Les parties ont été régulièrement averties du jour de l'audience.
Ont été entendus au cours de l'audience publique :
- le rapport de M. Jean-François Papin, premier conseiller,
- et les conclusions de M. Jean-Michel Riou, rapporteur public.
Considérant ce qui suit :
1. L'entreprise unipersonnelle à responsabilité limitée Exellia Automobiles exerçait l'activité de mandataire automobile. Elle a été déclarée en cessation d'activités le 30 octobre 2006 puis a été radiée du registre du commerce et des sociétés le 6 décembre 2006. Toutefois, l'administration ayant été amenée à penser que cette entreprise avait poursuivi ses activités commerciales après cette date, elle a mis en oeuvre une vérification de comptabilité portant sur les années 2005 à 2012. Par une ordonnance du 17 juillet 2013, le tribunal de commerce de Compiègne a nommé M.A..., l'ancien gérant de l'entreprise, en tant que mandataire ad hoc, avec pour mission de représenter l'entreprise lors des opérations de contrôle. Celles-ci ont permis de conforter l'opinion du service en ce qui concerne la poursuite de l'activité de l'entreprise après l'accomplissement des formalités de radiation du registre du commerce et des sociétés et sans que celle-ci se soit acquittée de ses obligations déclaratives. Une proposition de rectification a été adressée, le 23 janvier 2014, en matière de taxe sur la valeur ajoutée, à l'EURL Exellia Automobiles, selon la procédure de taxation d'office. Cette entreprise, représentée par M.A..., a demandé au tribunal administratif d'Amiens de prononcer la décharge des rappels de taxe sur la valeur ajoutée auxquels elle a été assujettie au titre de la période du 1er novembre 2006 au 31 août 2007. Le ministre de l'action et des comptes publics relève appel du jugement du 17 novembre 2016 par lequel le tribunal administratif d'Amiens a prononcé la décharge demandée et conclut à ce que la cour remette les impositions en litige à la charge de l'EURL Exellia Automobiles.

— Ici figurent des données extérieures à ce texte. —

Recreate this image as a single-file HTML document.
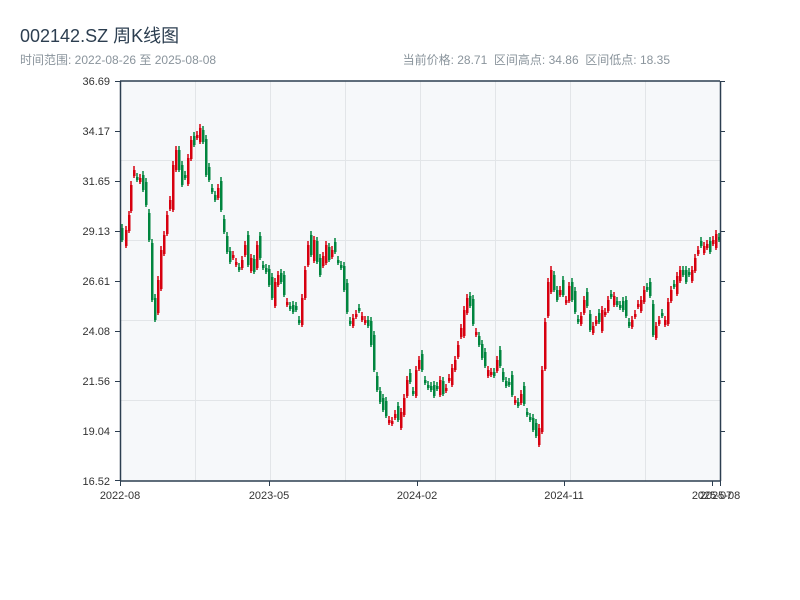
<!DOCTYPE html>
<html><head><meta charset="utf-8"><style>
body{margin:0;background:#fff;width:800px;height:600px;overflow:hidden;font-family:"Liberation Sans","Noto Sans CJK SC",sans-serif}
.t{position:absolute;left:20px;top:22px;font-size:18px;color:#2c3e50}
.s{position:absolute;left:20px;top:51px;font-size:12px;color:#8a949c}
.r{position:absolute;right:130px;top:51px;font-size:12px;color:#8a949c;white-space:pre}
svg{position:absolute;left:0;top:0}
</style></head><body>
<div class="t">002142.SZ 周K线图</div>
<div class="s">时间范围: 2022-08-26 至 2025-08-08</div>
<div class="r">当前价格: 28.71  区间高点: 34.86  区间低点: 18.35</div>
<svg id="c" width="800" height="600" xmlns="http://www.w3.org/2000/svg" font-family="Liberation Sans, sans-serif" font-size="11" fill="#333">
<rect x="120" y="81" width="600" height="400" fill="#f6f8fa"/>
<g stroke="#e2e5e8" stroke-width="1">
<line x1="120" y1="160.5" x2="720" y2="160.5"/><line x1="120" y1="240.5" x2="720" y2="240.5"/><line x1="120" y1="320.5" x2="720" y2="320.5"/><line x1="120" y1="400.5" x2="720" y2="400.5"/>
<line x1="195.5" y1="81" x2="195.5" y2="481"/><line x1="270.5" y1="81" x2="270.5" y2="481"/><line x1="345.5" y1="81" x2="345.5" y2="481"/><line x1="420.5" y1="81" x2="420.5" y2="481"/><line x1="495.5" y1="81" x2="495.5" y2="481"/><line x1="570.5" y1="81" x2="570.5" y2="481"/><line x1="645.5" y1="81" x2="645.5" y2="481"/>
</g>
<g id="k"></g>
<g stroke="#2c3e50" stroke-width="1.5" fill="none">
<line x1="120" y1="81" x2="720" y2="81"/><line x1="120.5" y1="81" x2="120.5" y2="481"/><line x1="120" y1="481" x2="721" y2="481"/><line x1="720.5" y1="81" x2="720.5" y2="481"/>
</g>
<g stroke="#2c3e50" stroke-width="1">
<line x1="115" y1="81.5" x2="120" y2="81.5"/><line x1="115" y1="131.5" x2="120" y2="131.5"/><line x1="115" y1="181.5" x2="120" y2="181.5"/><line x1="115" y1="231.5" x2="120" y2="231.5"/><line x1="115" y1="281.5" x2="120" y2="281.5"/><line x1="115" y1="331.5" x2="120" y2="331.5"/><line x1="115" y1="381.5" x2="120" y2="381.5"/><line x1="115" y1="431.5" x2="120" y2="431.5"/><line x1="115" y1="480.5" x2="120" y2="480.5"/>
<line x1="720" y1="81.5" x2="725" y2="81.5"/><line x1="720" y1="131.5" x2="725" y2="131.5"/><line x1="720" y1="181.5" x2="725" y2="181.5"/><line x1="720" y1="231.5" x2="725" y2="231.5"/><line x1="720" y1="281.5" x2="725" y2="281.5"/><line x1="720" y1="331.5" x2="725" y2="331.5"/><line x1="720" y1="381.5" x2="725" y2="381.5"/><line x1="720" y1="431.5" x2="725" y2="431.5"/>
<line x1="120.5" y1="481" x2="120.5" y2="486"/><line x1="269.5" y1="481" x2="269.5" y2="486"/><line x1="417.5" y1="481" x2="417.5" y2="486"/><line x1="564.5" y1="481" x2="564.5" y2="486"/><line x1="712.5" y1="481" x2="712.5" y2="486"/><line x1="720.5" y1="481" x2="720.5" y2="486"/>
</g>
<g text-anchor="end" fill="#333">
<text x="110" y="85">36.69</text><text x="110" y="135">34.17</text><text x="110" y="185">31.65</text><text x="110" y="235">29.13</text><text x="110" y="285">26.61</text><text x="110" y="335">24.08</text><text x="110" y="385">21.56</text><text x="110" y="435">19.04</text><text x="110" y="485">16.52</text>
</g>
<g text-anchor="middle" fill="#333">
<text x="120" y="499">2022-08</text><text x="269" y="499">2023-05</text><text x="417" y="499">2024-02</text><text x="564" y="499">2024-11</text><text x="712" y="499">2025-07</text><text x="720" y="499">2025-08</text>
</g>
</svg>
<script>
var p=[[121,240],[125,230],[128,215],[130,185],[133,170],[136,180],[139,178],[142,190],[145,205],[148,240],[151,300],[154,320],[157,280],[160,250],[163,235],[166,215],[169,200],[172,165],[175,150],[178,170],[181,185],[184,178],[187,158],[190,140],[193,145],[196,135],[199,128],[202,142],[205,175],[208,180],[211,192],[214,200],[217,188],[220,210],[223,232],[226,252],[229,262],[232,255],[235,262],[238,268],[241,260],[244,245],[247,265],[250,258],[253,272],[256,245],[259,258],[262,266],[265,272],[268,285],[271,298],[274,282],[277,275],[280,282],[283,295],[286,302],[289,306],[292,312],[295,310],[298,320],[301,298],[304,270],[307,245],[310,255],[313,240],[316,262],[319,275],[322,256],[325,245],[328,260],[331,250],[334,252],[337,262],[340,268],[343,290],[346,312],[349,322],[352,318],[355,314],[358,310],[361,316],[364,320],[367,326],[370,345],[373,370],[376,390],[379,402],[382,410],[385,416],[388,420],[391,421],[394,414],[397,420],[400,412],[403,398],[406,380],[409,382],[412,392],[415,370],[418,360],[421,370],[424,380],[427,386],[430,390],[433,396],[436,389],[439,380],[442,394],[445,388],[448,378],[451,368],[454,360],[457,345],[460,328],[463,310],[466,298],[469,306],[472,324],[475,332],[478,345],[481,358],[484,366],[487,370],[490,372],[493,376],[496,360],[499,366],[502,380],[505,386],[508,384],[511,395],[514,400],[517,406],[520,394],[523,404],[526,414],[529,420],[532,430],[535,436],[538,428],[541,370],[544,322],[547,282],[550,270],[553,290],[556,300],[559,290],[562,295],[565,300],[568,286],[571,300],[574,312],[577,322],[580,316],[583,300],[586,306],[589,330],[592,326],[595,320],[598,322],[601,310],[604,312],[607,300],[610,295],[613,296],[616,305],[619,306],[622,310],[625,316],[628,326],[631,320],[634,314],[637,304],[640,300],[643,290],[646,290],[649,296],[652,335],[655,326],[658,320],[661,316],[664,320],[667,302],[670,290],[673,284],[676,276],[679,270],[682,275],[685,282],[688,275],[691,270],[694,258],[697,250],[700,246],[703,246],[706,244],[709,252],[712,240],[715,234],[718,240]];
var s='',prev=238;
for(var i=0;i<p.length;i++){var x=p[i][0],c=p[i][1];var n=((i*37)%21)-10;var o=prev+n;var up=c<o;var col=up?'#d7000f':'#00853e';var t=Math.min(o,c),b=Math.max(o,c);if(b-t<3)b=t+3;var w=4+((i*7)%7);
s+='<line x1="'+(x+1)+'" x2="'+(x+1)+'" y1="'+(t-w)+'" y2="'+(b+w-2)+'" stroke="'+col+'" stroke-width="1.5"/>';
s+='<rect x="'+x+'" y="'+t+'" width="2.5" height="'+(b-t)+'" fill="'+col+'"/>';prev=c;}
document.getElementById('k').innerHTML=s;
</script>
</body></html>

Sur la fin de non-recevoir opposée par l'EURL Exellia Automobiles :
2. En vertu de l'article R. 200-18 du livre des procédures fiscales, le directeur général des finances publiques ou son délégué dispose d'un délai de deux mois courant de la date à laquelle le jugement lui a été notifié pour transmettre, s'il y a lieu, ce jugement au ministre chargé du budget. Le délai imparti pour saisir la cour administrative d'appel court, pour le ministre, de la date à laquelle expire ce délai de transmission.

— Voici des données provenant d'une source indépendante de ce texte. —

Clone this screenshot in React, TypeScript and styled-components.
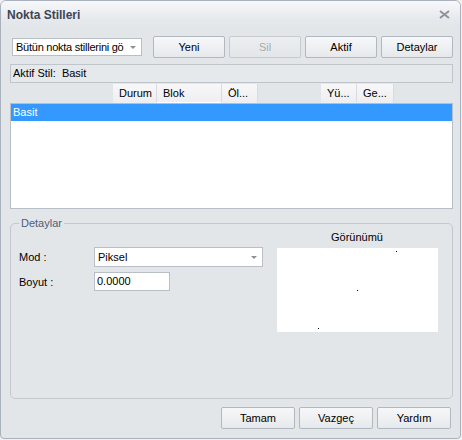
import styled, { createGlobalStyle } from "styled-components";

const GlobalStyle = createGlobalStyle`
    html, body {
        margin: 0;
        padding: 0;
        background: #f0f1f3;
    }
    body {
        font-family: "Liberation Sans", Arial, sans-serif;
        font-size: 11px;
        color: #000;
    }
`;

const StyledWindow = styled.div`
    width: 461px;
    height: 439px;
    box-sizing: border-box;
    border: 1px solid #a9b1bc;
    border-radius: 6px 6px 4px 4px;
    background: #e3e6e9;
    display: flex;
    flex-direction: column;
    overflow: hidden;
`;

const StyledTitleBar = styled.div`
    height: 27px;
    flex: none;
    display: flex;
    align-items: center;
    justify-content: space-between;
    padding: 0 10px 0 6px;
    background: linear-gradient(#f7f8fa, #e5e8ec 70%, #e3e6e9);
`;

const StyledTitle = styled.span`
    font-weight: bold;
    font-size: 12px;
    color: #3c4654;
`;

const StyledClose = styled.svg`
    width: 11px;
    height: 9px;
`;

const StyledBody = styled.div`
    flex: 1;
    display: flex;
    flex-direction: column;
    padding: 8px 7px 0 9px;
`;

const StyledToolbar = styled.div`
    display: flex;
    align-items: center;
    height: 22px;
`;

const StyledCombo = styled.div<{ $width: number; $height: number }>`
    width: ${(p) => p.$width}px;
    height: ${(p) => p.$height}px;
    box-sizing: border-box;
    background: #fff;
    border: 1px solid #b9bfc7;
    display: flex;
    align-items: center;
    justify-content: space-between;
    padding: 0 5px 0 3px;
    white-space: nowrap;
    overflow: hidden;
`;

const StyledComboText = styled.span<{ $tight?: boolean }>`
    overflow: hidden;
    flex: 1;
    letter-spacing: ${(p) => (p.$tight ? "-0.25px" : "normal")};
`;

const StyledArrow = styled.span`
    flex: none;
    width: 0;
    height: 0;
    margin-left: 2px;
    border-left: 3px solid transparent;
    border-right: 3px solid transparent;
    border-top: 3px solid #8b9098;
`;

const StyledButtons = styled.div`
    display: flex;
    gap: 4px;
    margin-left: auto;
`;

const StyledButton = styled.button<{ $disabled?: boolean }>`
    width: 72px;
    height: 22px;
    box-sizing: border-box;
    padding: 0;
    font: inherit;
    color: ${(p) => (p.$disabled ? "#a6aab0" : "#000")};
    background: ${(p) =>
        p.$disabled
            ? "linear-gradient(#eceef0, #e3e6e9)"
            : "linear-gradient(#f6f7f8, #e6e9ec)"};
    border: 1px solid ${(p) => (p.$disabled ? "#c6cbd1" : "#b1b8c1")};
    border-radius: 2px;
`;

const StyledStatus = styled.div`
    margin-top: 6px;
    height: 19px;
    box-sizing: border-box;
    border: 1px solid #c0c5cc;
    background: #e6e9ec;
    padding: 2px 2px 0;
    white-space: pre;
`;

const StyledHeader = styled.div`
    display: flex;
    height: 19px;
    margin-top: 1px;
    padding-left: 103px;
`;

const StyledColumn = styled.div<{ $width: number; $gapBefore?: number; $sorted?: boolean }>`
    width: ${(p) => p.$width}px;
    margin-left: ${(p) => p.$gapBefore ?? 0}px;
    box-sizing: border-box;
    padding: 3px 0 0 6px;
    white-space: nowrap;
    overflow: hidden;
    background: linear-gradient(#f8f8f9, #eeeff1);
    border-right: 1px solid #d9dcdf;
    border-bottom: 1px solid ${(p) => (p.$sorted ? "#ffffff" : "#eeeff1")};
`;

const StyledList = styled.div`
    height: 106px;
    box-sizing: border-box;
    border: 1px solid #b7bec7;
    background: #fff;
`;

const StyledRow = styled.div<{ $selected?: boolean }>`
    height: 17px;
    padding: 2px 0 0 2px;
    box-sizing: border-box;
    background: ${(p) => (p.$selected ? "#3399ff" : "transparent")};
    color: ${(p) => (p.$selected ? "#fff" : "#000")};
`;

const StyledGroup = styled.fieldset`
    margin: 8px 0 0;
    height: 182px;
    box-sizing: border-box;
    border: 1px solid #c3c8cf;
    border-radius: 5px;
    padding: 0 15px 0 8px;
    display: grid;
    grid-template-columns: 1fr 162px;
    column-gap: 13px;
    min-width: 0;
`;

const StyledLegend = styled.legend`
    padding: 0 2px;
    margin-left: 0;
    color: #4d5d7a;
`;

const StyledForm = styled.div`
    display: grid;
    grid-template-columns: 75px 169px;
    grid-auto-rows: min-content;
    row-gap: 5px;
    align-items: center;
    padding-top: 18px;
`;

const StyledLabel = styled.span``;

const StyledInput = styled.div`
    width: 76px;
    height: 19px;
    box-sizing: border-box;
    border: 1px solid #b9bfc7;
    background: #fff;
    padding: 2px 2px 0;
`;

const StyledPreviewWrap = styled.div`
    display: flex;
    flex-direction: column;
    align-items: center;
`;

const StyledPreviewTitle = styled.div`
    height: 17px;
    margin-top: 2px;
`;

const StyledPreview = styled.svg`
    width: 161px;
    height: 84px;
    background: #fff;
    display: block;
`;

const StyledFooter = styled.div`
    display: flex;
    justify-content: flex-end;
    gap: 4px;
    margin-top: 8px;
    padding-right: 2px;
`;

const FooterButton = styled(StyledButton)`
    width: 74px;
`;

export default function App() {
    return (
        <>
            <GlobalStyle />
            <StyledWindow>
                <StyledTitleBar>
                    <StyledTitle>Nokta Stilleri</StyledTitle>
                    <StyledClose viewBox="0 0 11 9">
                        <path
                            d="M1 1 L10 8 M10 1 L1 8"
                            stroke="#8e949c"
                            strokeWidth="2"
                        />
                    </StyledClose>
                </StyledTitleBar>
                <StyledBody>
                    <StyledToolbar>
                        <StyledCombo $width={130} $height={18} style={{ marginLeft: 2 }}>
                            <StyledComboText $tight>Bütün nokta stillerini gö</StyledComboText>
                            <StyledArrow />
                        </StyledCombo>
                        <StyledButtons>
                            <StyledButton>Yeni</StyledButton>
                            <StyledButton $disabled>Sil</StyledButton>
                            <StyledButton>Aktif</StyledButton>
                            <StyledButton>Detaylar</StyledButton>
                        </StyledButtons>
                    </StyledToolbar>
                    <StyledStatus>Aktif Stil:  Basit</StyledStatus>
                    <StyledHeader>
                        <StyledColumn $width={44}>Durum</StyledColumn>
                        <StyledColumn $width={65} $sorted>Blok</StyledColumn>
                        <StyledColumn $width={36}>Öl...</StyledColumn>
                        <StyledColumn $width={36} $gapBefore={63}>Yü...</StyledColumn>
                        <StyledColumn $width={37}>Ge...</StyledColumn>
                    </StyledHeader>
                    <StyledList>
                        <StyledRow $selected>Basit</StyledRow>
                    </StyledList>
                    <StyledGroup>
                        <StyledLegend>Detaylar</StyledLegend>
                        <StyledForm>
                            <StyledLabel>Mod :</StyledLabel>
                            <StyledCombo $width={169} $height={20}>
                                <StyledComboText>Piksel</StyledComboText>
                                <StyledArrow />
                            </StyledCombo>
                            <StyledLabel>Boyut :</StyledLabel>
                            <StyledInput>0.0000</StyledInput>
                        </StyledForm>
                        <StyledPreviewWrap>
                            <StyledPreviewTitle>Görünümü</StyledPreviewTitle>
                            <StyledPreview viewBox="0 0 161 84">
                                <rect x="119" y="3" width="1" height="1" fill="#000" />
                                <rect x="80" y="42" width="1" height="1" fill="#000" />
                                <rect x="41" y="80" width="1" height="1" fill="#000" />
                            </StyledPreview>
                        </StyledPreviewWrap>
                    </StyledGroup>
                    <StyledFooter>
                        <FooterButton>Tamam</FooterButton>
                        <FooterButton>Vazgeç</FooterButton>
                        <FooterButton>Yardım</FooterButton>
                    </StyledFooter>
                </StyledBody>
            </StyledWindow>
        </>
    );
}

3. Il ressort des pièces du dossier de première instance transmis à la cour que le directeur départemental des finances publiques de la Somme a reçu le 21 novembre 2016, au moyen de l'application Télérecours, la notification du jugement du tribunal administratif d'Amiens du 3 novembre 2016. En vertu des dispositions rappelées au point précédent, le délai de transmission de ce jugement au ministre chargé du budget expirait le 22 janvier 2017 et, par voie de conséquence, le délai imparti à ce dernier pour saisir la cour expirait le 23 mars 2017. Par suite, la requête, enregistrée au greffe de la cour le 10 février 2017, qui a été introduite avant l'expiration de ce dernier délai, n'est pas tardive. Il suit de là que la fin de non-recevoir opposée par l'EURL Exellia Automobiles doit être écartée comme manquant en fait.
Sur l'appel du ministre :
4. Il résulte de l'instruction que le vérificateur a été amené à constater que la comptabilité de l'EURL Exellia Automobiles était entachée de graves irrégularités et insuffisances, aucun grand-livre, ni aucun journal d'achats, de ventes et autres opérations courantes n'ayant, en particulier, pu être présenté au vérificateur au titre de l'exercice clos en 2007. Ayant, par voie de conséquence, écarté celle-ci comme dépourvue de force probante, celui-ci a procédé à une reconstitution des recettes perçues par l'entreprise au cours de la période vérifiée, à partir des encaissements figurant sur le compte bancaire détenu par celle-ci, lesquels y ont exclusivement été enregistrés au cours de la période du 1er novembre 2006 au 31 août 2007. Au terme de cette reconstitution, le montant des ventes de véhicules réalisées durant cette période a pu être évalué à une somme de 1 430 057 euros toutes taxes comprises. Par ailleurs, un examen des virements européens effectués au cours de la même période a permis au vérificateur de mettre en évidence la réalisation d'acquisitions intracommunautaires taxables représentant une somme totale de 1 329 228 euros, la taxe sur la valeur ajoutée afférente à ces opérations s'élevant à 260 529 euros. Cependant, par mesure de tolérance, l'administration a, dans le cadre du dispositif d'auto-liquidation, imputé la taxe déductible sur ce montant.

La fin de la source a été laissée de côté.